Wielkimi krokami zbliża się najbardziej intensywny okres w życiu wielu generalnych menadżerów. Od 15 grudnia wielu zawodników będzie mogło zostać wymienionych, a już w lutym czeka nas prawdziwa gratka w postaci zamknięcia okienka transferowego. W ostatnim czasie sporo mówi się, że jednym z łakomych kąsków na rynku będzie Zach LaVine. Jaką decyzję podejmą Chicago Bulls?
Początek sezonu w wykonaniu Chicago Bulls nie należy do najbardziej udanych. Po 24 rozegranych spotkaniach ekipa z Wietrznego Miasta zajmuje dopiero 12. miejsce w tabeli Konferencji Wschodniej z kiepskim bilansem 10-14.
Dziennikarze zza oceanu rozpoczęli dyskusje na temat możliwych ruchów transferowych, które miałyby na celu „odświeżenie” składu Byków i zmianę kierunku, w którym szedłby klub.
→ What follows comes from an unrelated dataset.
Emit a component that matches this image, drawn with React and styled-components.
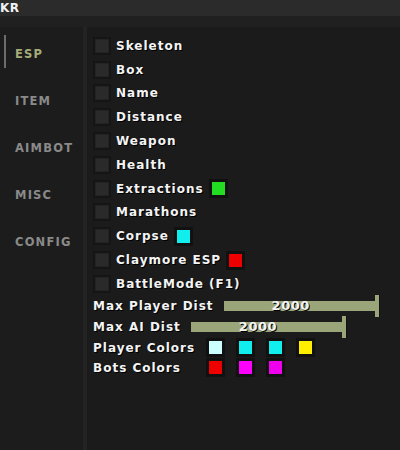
import styled, { createGlobalStyle } from 'styled-components';

// GLOBAL
const GlobalStyle = createGlobalStyle`
  html, body {
    margin: 0;
    padding: 0;
    background: #1e1e1e;
    width: 400px;
    height: 450px;
    overflow: hidden;
  }
  #root {
    height: 450px;
  }
`;

// STYLES
const Window = styled.div`
  display: flex;
  flex-direction: column;
  height: 450px;
  font-family: 'DejaVu Sans', 'Liberation Sans', sans-serif;
  font-weight: bold;
`;

const TitleBar = styled.div`
  height: 16px;
  background: #2b2b2b;
  color: #f2f2f2;
  font-size: 12px;
  line-height: 16px;
  letter-spacing: 0.5px;
`;

const Body = styled.div`
  flex: 1;
  display: flex;
  padding-top: 11px;
  background: #202020;
`;

const Sidebar = styled.div`
  width: 83px;
  background: #1c1c1c;
  display: flex;
  flex-direction: column;
  padding-top: 3px;
  border-right: 4px solid #232323;
`;

const Tab = styled.div`
  position: relative;
  height: 47px;
  display: flex;
  align-items: center;
  padding-left: 15px;
  font-size: 11.5px;
  letter-spacing: 1.2px;
  color: ${(props) => (props.active ? '#a4ad7a' : '#8a8a8a')};

  &::before {
    content: '';
    display: ${(props) => (props.active ? 'block' : 'none')};
    position: absolute;
    left: 4px;
    top: 5px;
    width: 2px;
    height: 33px;
    background: #6d6d6d;
  }
`;

const Content = styled.div`
  flex: 1;
  background: #1b1b1b;
  padding: 7px 0 0 6px;
  color: #f4f4f4;
  font-size: 12px;
  letter-spacing: 1px;
  text-shadow: 1px 1px 0 #000;
`;

const CheckRow = styled.div`
  height: 23.8px;
  display: flex;
  align-items: center;
`;

const CheckBox = styled.div`
  width: 14px;
  height: 14px;
  background: #2a2a2a;
  border: 2px solid #151515;
  box-shadow: inset 0 0 0 1px #232323;
  margin-right: 5px;
`;

const Swatch = styled.div`
  width: 13px;
  height: 13px;
  background: ${(props) => props.color};
  border: 3px solid #111;
  margin-left: ${(props) => props.offset || 0}px;
`;

const SliderRow = styled.div`
  height: 21px;
  display: flex;
  align-items: center;
`;

const SliderLabel = styled.span`
  margin-right: 10px;
`;

const Track = styled.div`
  width: 151px;
  height: 10px;
  background: #9aa67a;
  display: flex;
  align-items: center;
  padding-left: 48px;
  box-sizing: border-box;
  font-size: 13px;
  line-height: 10px;
  letter-spacing: 0.5px;
`;

const Handle = styled.div`
  width: 4px;
  height: 22px;
  background: #9aa67a;
  box-shadow: 1px 0 0 #111;
`;

const ColorRow = styled.div`
  height: 20px;
  display: flex;
  align-items: center;
  gap: 11px;
`;

const ColorLabel = styled.span`
  width: 113px;
  margin-right: -11px;
`;

const tabs = ['ESP', 'ITEM', 'AIMBOT', 'MISC', 'CONFIG'];

const checks = [
  { label: 'Skeleton' },
  { label: 'Box' },
  { label: 'Name' },
  { label: 'Distance' },
  { label: 'Weapon' },
  { label: 'Health' },
  { label: 'Extractions', color: '#22dd22' },
  { label: 'Marathons' },
  { label: 'Corpse', color: '#11eeee' },
  { label: 'Claymore ESP', color: '#ee0000' },
  { label: 'BattleMode (F1)' },
];

const sliders = [
  { label: 'Max Player Dist', value: 2000 },
  { label: 'Max AI Dist', value: 2000 },
];

const colorRows = [
  { label: 'Player Colors', colors: ['#ccffff', '#11eeee', '#11eeee', '#ffee00'] },
  { label: 'Bots Colors', colors: ['#ee0000', '#ff00ff', '#ee00ee'] },
];

function App() {
  return (
    <Window>
      <GlobalStyle />
      <TitleBar>KR</TitleBar>
      <Body>
        <Sidebar>
          {tabs.map((t, i) => (
            <Tab key={t} active={i === 0}>
              {t}
            </Tab>
          ))}
        </Sidebar>
        <Content>
          {checks.map((c) => (
            <CheckRow key={c.label}>
              <CheckBox />
              <span>{c.label}</span>
              {c.color && <Swatch color={c.color} offset={5} />}
            </CheckRow>
          ))}
          {sliders.map((s) => (
            <SliderRow key={s.label}>
              <SliderLabel>{s.label}</SliderLabel>
              <Track>{s.value}</Track>
              <Handle />
            </SliderRow>
          ))}
          {colorRows.map((r) => (
            <ColorRow key={r.label}>
              <ColorLabel>{r.label}</ColorLabel>
              {r.colors.map((c, i) => (
                <Swatch key={i} color={c} />
              ))}
            </ColorRow>
          ))}
        </Content>
      </Body>
    </Window>
  );
}

export default App;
Mówiło się o zainteresowaniu DeMarem DeRozanem i Nikolą Vuceviciem ze strony Los Angeles Lakers, ale mało prawdopodobne, by do takiego ruchu ostatecznie doszło.
W kręgu zainteresowań kilku klubów – w tym New York Knicks – ma znajdować się również Zach LaVine. Obrońca nie prezentuje takiego samego poziomu, jak za najlepszych czasów gry w Bykach, ale wciąż pozostaje kluczowym elementem układanki Billy’ego Donovana. O zainteresowaniu 27-latkiem opowiedział nieco Adrian Wojnarowski z ESPN. Jego zdaniem pomimo wartości rynkowej kierownictwo Bulls nie myśli obecnie o transferze LaVine’a.
– Knicks będą obserwować Chicago. Czy Zach LaVine to zawodnik, który przed zamknięciem okienka transferowego może być dostępny na wymianę? Na ten moment z pewnością nie jest – mówi dziennikarz.
W 20 rozegranych spotkaniach Zach LaVine notował średnio 22,2 punktu, 4,7 zbiórki, 4,3 asysty oraz 1,3 przechwytu na mecz, trafiając 42,2% z gry (najmniej od 2017/18) oraz 36,2% za trzy (najmniej od 2017/18).
Byki będą musiały zadać sobie pytanie, czy odpowiedzialność za kiepskie wyniki zespołu leży po stronie LaVine’a. Jego kontrakt jest z pewnością sporym obciążeniem. Obrońca zarabia w tym sezonie 37 milionów dolarów, a to dopiero pierwszy rok jego nowej umowy. W ostatnim z nich (2026/27 z opcją zawodnika) zainkasuje, bagatela, 48,9 mln dolarów.